EXERCISE DIRECTIONS
Using the listing below, extract each line that has the word "this" in it.

* Begin RECORDS TO USE *

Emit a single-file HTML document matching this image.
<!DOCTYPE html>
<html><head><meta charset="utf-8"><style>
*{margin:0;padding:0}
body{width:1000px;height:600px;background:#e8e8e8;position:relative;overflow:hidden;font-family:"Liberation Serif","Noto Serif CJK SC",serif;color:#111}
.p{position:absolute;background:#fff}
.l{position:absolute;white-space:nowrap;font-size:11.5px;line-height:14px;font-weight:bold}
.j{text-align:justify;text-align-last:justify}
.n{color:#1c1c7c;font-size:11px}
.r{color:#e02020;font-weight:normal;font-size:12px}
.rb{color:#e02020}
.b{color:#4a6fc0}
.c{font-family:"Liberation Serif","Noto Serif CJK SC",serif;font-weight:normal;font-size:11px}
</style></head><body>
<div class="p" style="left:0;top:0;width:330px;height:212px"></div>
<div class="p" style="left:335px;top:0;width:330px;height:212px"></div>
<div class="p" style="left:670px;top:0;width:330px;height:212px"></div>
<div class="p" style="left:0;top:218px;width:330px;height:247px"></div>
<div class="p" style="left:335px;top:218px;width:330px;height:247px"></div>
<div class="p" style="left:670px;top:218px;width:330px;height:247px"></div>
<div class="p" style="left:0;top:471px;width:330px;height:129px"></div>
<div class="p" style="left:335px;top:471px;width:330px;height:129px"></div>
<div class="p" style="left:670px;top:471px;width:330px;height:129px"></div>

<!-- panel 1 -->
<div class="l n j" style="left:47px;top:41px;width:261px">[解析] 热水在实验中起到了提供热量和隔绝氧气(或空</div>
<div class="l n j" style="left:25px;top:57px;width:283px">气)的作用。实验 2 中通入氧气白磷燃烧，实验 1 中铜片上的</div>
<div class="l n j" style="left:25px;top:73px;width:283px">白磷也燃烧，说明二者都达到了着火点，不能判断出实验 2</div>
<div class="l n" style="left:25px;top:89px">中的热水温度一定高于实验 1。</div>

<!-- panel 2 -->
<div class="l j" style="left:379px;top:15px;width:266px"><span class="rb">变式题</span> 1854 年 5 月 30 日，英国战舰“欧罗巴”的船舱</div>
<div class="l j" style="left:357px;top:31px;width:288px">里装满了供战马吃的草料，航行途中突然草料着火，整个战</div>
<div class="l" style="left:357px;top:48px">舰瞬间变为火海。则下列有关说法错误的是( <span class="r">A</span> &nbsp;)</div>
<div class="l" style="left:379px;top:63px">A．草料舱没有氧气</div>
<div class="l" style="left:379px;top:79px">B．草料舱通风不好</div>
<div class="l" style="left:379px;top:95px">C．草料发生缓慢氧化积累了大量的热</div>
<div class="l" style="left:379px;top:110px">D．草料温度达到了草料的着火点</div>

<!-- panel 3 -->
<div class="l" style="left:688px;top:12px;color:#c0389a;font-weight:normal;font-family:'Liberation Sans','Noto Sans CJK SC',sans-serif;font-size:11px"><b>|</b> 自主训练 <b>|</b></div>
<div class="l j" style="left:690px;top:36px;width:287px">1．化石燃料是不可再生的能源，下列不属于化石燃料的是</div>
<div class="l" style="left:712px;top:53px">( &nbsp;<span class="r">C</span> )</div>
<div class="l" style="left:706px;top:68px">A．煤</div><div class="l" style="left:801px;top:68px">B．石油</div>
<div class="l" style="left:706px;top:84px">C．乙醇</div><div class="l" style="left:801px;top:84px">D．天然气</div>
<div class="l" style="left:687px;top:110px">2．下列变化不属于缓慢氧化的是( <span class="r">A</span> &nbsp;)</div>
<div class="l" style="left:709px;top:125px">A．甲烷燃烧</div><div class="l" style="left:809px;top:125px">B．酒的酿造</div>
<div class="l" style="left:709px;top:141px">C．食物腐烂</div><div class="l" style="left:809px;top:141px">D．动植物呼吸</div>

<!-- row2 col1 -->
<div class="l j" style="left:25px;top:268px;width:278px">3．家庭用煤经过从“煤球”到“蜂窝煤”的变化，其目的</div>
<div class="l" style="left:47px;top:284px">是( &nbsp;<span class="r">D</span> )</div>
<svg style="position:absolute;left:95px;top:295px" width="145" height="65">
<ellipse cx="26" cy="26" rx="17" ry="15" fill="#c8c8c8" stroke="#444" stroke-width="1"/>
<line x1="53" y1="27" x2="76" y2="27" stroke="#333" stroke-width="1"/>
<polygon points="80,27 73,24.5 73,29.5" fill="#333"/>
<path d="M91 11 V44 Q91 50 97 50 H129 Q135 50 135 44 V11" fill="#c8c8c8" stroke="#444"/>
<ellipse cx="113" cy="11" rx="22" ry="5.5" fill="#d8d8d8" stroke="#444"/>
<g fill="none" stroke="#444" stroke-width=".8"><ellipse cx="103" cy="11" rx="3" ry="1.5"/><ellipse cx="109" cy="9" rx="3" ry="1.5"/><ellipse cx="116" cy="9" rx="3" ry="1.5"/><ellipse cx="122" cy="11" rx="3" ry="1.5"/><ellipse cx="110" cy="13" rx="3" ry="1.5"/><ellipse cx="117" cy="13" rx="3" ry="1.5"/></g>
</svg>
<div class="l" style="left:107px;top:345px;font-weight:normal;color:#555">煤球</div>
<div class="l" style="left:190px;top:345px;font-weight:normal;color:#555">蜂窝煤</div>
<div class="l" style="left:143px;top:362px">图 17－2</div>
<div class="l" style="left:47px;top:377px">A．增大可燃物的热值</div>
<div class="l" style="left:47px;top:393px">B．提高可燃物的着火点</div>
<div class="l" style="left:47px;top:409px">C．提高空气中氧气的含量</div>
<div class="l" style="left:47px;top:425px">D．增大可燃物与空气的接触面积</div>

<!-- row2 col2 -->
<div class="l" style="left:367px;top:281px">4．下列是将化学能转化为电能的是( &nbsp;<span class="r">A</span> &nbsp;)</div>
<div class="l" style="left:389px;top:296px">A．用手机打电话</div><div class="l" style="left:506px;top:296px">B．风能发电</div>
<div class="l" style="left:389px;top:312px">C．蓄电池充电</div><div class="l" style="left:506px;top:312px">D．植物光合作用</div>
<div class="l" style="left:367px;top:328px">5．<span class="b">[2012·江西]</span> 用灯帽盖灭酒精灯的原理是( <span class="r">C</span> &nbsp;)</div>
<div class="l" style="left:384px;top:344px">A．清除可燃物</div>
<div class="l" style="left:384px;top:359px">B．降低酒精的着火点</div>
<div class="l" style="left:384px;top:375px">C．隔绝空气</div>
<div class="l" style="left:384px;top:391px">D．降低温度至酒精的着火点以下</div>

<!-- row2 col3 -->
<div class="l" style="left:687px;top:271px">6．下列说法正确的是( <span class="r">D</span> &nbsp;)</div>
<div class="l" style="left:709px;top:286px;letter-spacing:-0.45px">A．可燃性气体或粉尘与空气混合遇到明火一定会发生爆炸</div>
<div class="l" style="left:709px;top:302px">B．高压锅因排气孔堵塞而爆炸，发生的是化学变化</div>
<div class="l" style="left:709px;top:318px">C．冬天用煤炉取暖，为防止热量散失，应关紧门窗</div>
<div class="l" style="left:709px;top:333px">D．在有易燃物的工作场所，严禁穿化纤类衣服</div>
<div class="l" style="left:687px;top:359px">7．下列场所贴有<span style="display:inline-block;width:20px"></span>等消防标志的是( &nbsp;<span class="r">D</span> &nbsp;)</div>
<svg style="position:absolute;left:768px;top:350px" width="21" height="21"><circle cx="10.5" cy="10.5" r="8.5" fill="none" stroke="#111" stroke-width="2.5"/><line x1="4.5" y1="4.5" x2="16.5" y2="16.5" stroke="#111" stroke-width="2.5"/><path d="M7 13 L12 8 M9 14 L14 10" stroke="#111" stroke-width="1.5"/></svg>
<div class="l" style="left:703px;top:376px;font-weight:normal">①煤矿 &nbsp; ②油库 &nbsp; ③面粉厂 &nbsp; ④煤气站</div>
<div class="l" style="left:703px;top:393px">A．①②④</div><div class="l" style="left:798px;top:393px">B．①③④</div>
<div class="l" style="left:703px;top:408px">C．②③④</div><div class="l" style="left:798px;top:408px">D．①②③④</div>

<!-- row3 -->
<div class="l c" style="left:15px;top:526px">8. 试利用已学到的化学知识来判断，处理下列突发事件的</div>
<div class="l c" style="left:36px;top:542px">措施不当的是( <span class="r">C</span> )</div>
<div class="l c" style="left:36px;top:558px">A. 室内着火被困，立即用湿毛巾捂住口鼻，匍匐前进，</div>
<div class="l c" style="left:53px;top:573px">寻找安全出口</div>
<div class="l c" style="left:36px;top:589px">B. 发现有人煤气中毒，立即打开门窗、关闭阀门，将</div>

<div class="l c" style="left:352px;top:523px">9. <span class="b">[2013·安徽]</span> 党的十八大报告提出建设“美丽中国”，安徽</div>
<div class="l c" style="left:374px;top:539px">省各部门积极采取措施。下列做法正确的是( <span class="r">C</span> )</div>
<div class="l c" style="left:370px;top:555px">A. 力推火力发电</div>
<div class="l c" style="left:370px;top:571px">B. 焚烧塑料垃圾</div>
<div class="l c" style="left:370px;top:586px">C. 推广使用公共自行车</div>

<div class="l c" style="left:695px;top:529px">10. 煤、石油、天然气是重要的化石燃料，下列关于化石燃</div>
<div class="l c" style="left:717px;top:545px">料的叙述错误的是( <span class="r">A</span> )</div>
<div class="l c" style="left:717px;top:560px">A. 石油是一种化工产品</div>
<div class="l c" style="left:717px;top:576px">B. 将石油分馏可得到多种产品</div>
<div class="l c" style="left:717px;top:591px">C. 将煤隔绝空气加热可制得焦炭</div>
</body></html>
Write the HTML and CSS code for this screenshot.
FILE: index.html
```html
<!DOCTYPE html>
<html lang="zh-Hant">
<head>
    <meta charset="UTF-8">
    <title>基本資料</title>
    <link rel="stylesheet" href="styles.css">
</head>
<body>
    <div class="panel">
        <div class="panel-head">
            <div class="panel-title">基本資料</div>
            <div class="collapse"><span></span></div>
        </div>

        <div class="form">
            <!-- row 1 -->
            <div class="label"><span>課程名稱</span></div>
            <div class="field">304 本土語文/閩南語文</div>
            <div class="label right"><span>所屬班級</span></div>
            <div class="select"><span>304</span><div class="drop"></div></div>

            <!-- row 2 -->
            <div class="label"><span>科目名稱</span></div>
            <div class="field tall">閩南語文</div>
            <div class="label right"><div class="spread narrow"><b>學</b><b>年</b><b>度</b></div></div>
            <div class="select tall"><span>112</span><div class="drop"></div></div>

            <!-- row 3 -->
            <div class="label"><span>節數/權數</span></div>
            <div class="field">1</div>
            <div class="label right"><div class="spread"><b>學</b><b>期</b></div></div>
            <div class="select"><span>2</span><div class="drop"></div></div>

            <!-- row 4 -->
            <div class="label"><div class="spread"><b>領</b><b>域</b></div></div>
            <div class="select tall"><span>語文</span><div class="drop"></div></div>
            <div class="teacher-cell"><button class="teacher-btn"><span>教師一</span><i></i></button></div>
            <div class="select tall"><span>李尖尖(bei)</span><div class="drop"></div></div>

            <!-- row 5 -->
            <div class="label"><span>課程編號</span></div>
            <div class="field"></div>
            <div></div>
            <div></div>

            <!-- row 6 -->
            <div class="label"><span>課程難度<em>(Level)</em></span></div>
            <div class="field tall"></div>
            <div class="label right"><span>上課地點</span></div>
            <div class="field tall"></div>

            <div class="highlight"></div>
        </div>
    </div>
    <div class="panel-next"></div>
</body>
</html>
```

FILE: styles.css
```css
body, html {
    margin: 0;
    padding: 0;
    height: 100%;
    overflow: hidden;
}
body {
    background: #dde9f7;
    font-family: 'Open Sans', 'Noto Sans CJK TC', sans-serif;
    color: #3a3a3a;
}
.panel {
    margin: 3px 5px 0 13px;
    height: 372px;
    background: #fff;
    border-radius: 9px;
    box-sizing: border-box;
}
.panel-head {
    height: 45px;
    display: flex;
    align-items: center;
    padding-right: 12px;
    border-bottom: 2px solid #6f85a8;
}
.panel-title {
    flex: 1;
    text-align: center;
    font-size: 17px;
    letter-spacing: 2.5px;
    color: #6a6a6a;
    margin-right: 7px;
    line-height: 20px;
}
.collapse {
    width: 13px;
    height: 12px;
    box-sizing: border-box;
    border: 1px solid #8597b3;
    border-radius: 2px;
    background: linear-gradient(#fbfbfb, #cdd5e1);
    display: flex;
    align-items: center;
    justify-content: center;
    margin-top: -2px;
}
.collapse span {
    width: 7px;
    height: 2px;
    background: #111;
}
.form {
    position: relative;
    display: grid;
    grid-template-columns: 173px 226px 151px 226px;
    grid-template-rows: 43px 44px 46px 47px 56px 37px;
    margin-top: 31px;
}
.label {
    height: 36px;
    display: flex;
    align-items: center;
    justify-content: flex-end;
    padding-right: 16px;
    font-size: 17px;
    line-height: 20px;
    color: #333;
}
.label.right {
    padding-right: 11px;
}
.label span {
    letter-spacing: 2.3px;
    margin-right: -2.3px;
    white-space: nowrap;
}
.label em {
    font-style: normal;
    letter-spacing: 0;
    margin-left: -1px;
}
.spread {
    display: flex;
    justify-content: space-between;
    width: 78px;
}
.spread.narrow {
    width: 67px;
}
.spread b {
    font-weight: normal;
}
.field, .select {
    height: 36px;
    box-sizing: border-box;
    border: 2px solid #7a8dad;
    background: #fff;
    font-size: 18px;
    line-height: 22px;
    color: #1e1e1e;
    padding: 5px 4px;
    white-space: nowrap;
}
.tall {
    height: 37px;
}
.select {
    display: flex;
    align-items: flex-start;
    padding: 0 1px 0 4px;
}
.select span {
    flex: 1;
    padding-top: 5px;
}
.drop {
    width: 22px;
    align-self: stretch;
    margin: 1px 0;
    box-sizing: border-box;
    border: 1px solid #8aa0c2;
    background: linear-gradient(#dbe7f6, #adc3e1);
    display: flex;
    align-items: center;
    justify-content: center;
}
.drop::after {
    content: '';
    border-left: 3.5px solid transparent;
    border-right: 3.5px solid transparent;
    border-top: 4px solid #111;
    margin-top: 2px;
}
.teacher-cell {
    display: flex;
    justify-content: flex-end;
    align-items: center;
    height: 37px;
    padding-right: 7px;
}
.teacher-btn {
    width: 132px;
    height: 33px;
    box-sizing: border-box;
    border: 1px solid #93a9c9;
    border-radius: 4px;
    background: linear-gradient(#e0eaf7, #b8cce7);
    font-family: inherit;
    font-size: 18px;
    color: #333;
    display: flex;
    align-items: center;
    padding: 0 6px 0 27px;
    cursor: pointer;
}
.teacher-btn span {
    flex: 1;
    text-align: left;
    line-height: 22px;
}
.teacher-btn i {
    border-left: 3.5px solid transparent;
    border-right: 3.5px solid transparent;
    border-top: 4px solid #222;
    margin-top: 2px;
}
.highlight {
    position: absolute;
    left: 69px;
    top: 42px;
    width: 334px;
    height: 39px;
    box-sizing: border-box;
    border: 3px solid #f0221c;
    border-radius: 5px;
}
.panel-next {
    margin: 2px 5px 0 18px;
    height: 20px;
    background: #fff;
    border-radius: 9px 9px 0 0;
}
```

* End RECORDS TO USE *

REPLY TO THE TASK
Emit a single-file HTML document matching this image.
Write the HTML and CSS code for this screenshot.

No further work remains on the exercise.